§ Exercise brief
Set down the data below without change, skipping the pictures it holds.

§ Dataset excerpt
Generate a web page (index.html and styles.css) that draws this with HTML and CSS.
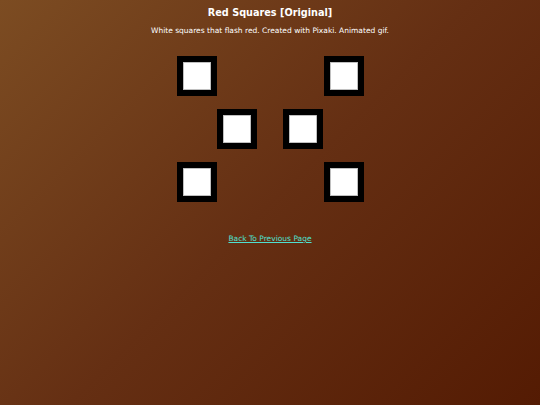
FILE: index.html
```html
<!DOCTYPE html>
<html>
<head>
<meta charset="utf-8">
<link rel="stylesheet" href="styles.css">
</head>
<body>
<div class="page">
  <h1 class="title">Red Squares [Original]</h1>
  <p class="desc">White squares that flash red. Created with Pixaki. Animated gif.</p>
  <div class="art">
    <svg width="188" height="148" viewBox="0 0 188 148" xmlns="http://www.w3.org/2000/svg">
      <g fill="#000">
        <rect x="0" y="0" width="40" height="40"/>
        <rect x="147" y="0" width="40" height="40"/>
        <rect x="40" y="53" width="40" height="40"/>
        <rect x="106" y="53" width="40" height="40"/>
        <rect x="0" y="106" width="40" height="40"/>
        <rect x="147" y="106" width="40" height="40"/>
      </g>
      <g fill="#fff" stroke="#c8c8c8" stroke-width="0.6">
        <rect x="6.3" y="6.3" width="27.4" height="27.4"/>
        <rect x="153.3" y="6.3" width="27.4" height="27.4"/>
        <rect x="46.3" y="59.3" width="27.4" height="27.4"/>
        <rect x="112.3" y="59.3" width="27.4" height="27.4"/>
        <rect x="6.3" y="112.3" width="27.4" height="27.4"/>
        <rect x="153.3" y="112.3" width="27.4" height="27.4"/>
      </g>
    </svg>
  </div>
  <a class="back" href="#">Back To Previous Page</a>
</div>
</body>
</html>
```

FILE: styles.css
```css
html, body {
  margin: 0;
  padding: 0;
}
body {
  min-height: 100vh;
  background: linear-gradient(135deg, #7c4c22 0%, #652f13 50%, #541b03 100%);
  font-family: "DejaVu Sans", Verdana, sans-serif;
  color: #fff;
}
.page {
  display: flex;
  flex-direction: column;
  align-items: center;
  padding-top: 6px;
}
.title {
  font-size: 9.7px;
  font-weight: bold;
  margin: 0;
  line-height: 13px;
}
.desc {
  font-size: 7.5px;
  margin: 7px 0 0 0;
  line-height: 10px;
}
.art {
  margin-top: 20px;
  line-height: 0;
}
.art svg {
  display: block;
  margin-left: 1px;
}
.back {
  margin-top: 30px;
  font-size: 7.5px;
  line-height: 10px;
  color: #4fe0d0;
  text-decoration: underline;
}
```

§ Solution to the exercise
Generate a web page (index.html and styles.css) that draws this with HTML and CSS.
FILE: index.html
```html
<!DOCTYPE html>
<html>
<head>
<meta charset="utf-8">
<link rel="stylesheet" href="styles.css">
</head>
<body>
<div class="page">
  <h1 class="title">Red Squares [Original]</h1>
  <p class="desc">White squares that flash red. Created with Pixaki. Animated gif.</p>
  <div class="art">
    <svg width="188" height="148" viewBox="0 0 188 148" xmlns="http://www.w3.org/2000/svg">
      <g fill="#000">
        <rect x="0" y="0" width="40" height="40"/>
        <rect x="147" y="0" width="40" height="40"/>
        <rect x="40" y="53" width="40" height="40"/>
        <rect x="106" y="53" width="40" height="40"/>
        <rect x="0" y="106" width="40" height="40"/>
        <rect x="147" y="106" width="40" height="40"/>
      </g>
      <g fill="#fff" stroke="#c8c8c8" stroke-width="0.6">
        <rect x="6.3" y="6.3" width="27.4" height="27.4"/>
        <rect x="153.3" y="6.3" width="27.4" height="27.4"/>
        <rect x="46.3" y="59.3" width="27.4" height="27.4"/>
        <rect x="112.3" y="59.3" width="27.4" height="27.4"/>
        <rect x="6.3" y="112.3" width="27.4" height="27.4"/>
        <rect x="153.3" y="112.3" width="27.4" height="27.4"/>
      </g>
    </svg>
  </div>
  <a class="back" href="#">Back To Previous Page</a>
</div>
</body>
</html>
```

FILE: styles.css
```css
html, body {
  margin: 0;
  padding: 0;
}
body {
  min-height: 100vh;
  background: linear-gradient(135deg, #7c4c22 0%, #652f13 50%, #541b03 100%);
  font-family: "DejaVu Sans", Verdana, sans-serif;
  color: #fff;
}
.page {
  display: flex;
  flex-direction: column;
  align-items: center;
  padding-top: 6px;
}
.title {
  font-size: 9.7px;
  font-weight: bold;
  margin: 0;
  line-height: 13px;
}
.desc {
  font-size: 7.5px;
  margin: 7px 0 0 0;
  line-height: 10px;
}
.art {
  margin-top: 20px;
  line-height: 0;
}
.art svg {
  display: block;
  margin-left: 1px;
}
.back {
  margin-top: 30px;
  font-size: 7.5px;
  line-height: 10px;
  color: #4fe0d0;
  text-decoration: underline;
}
```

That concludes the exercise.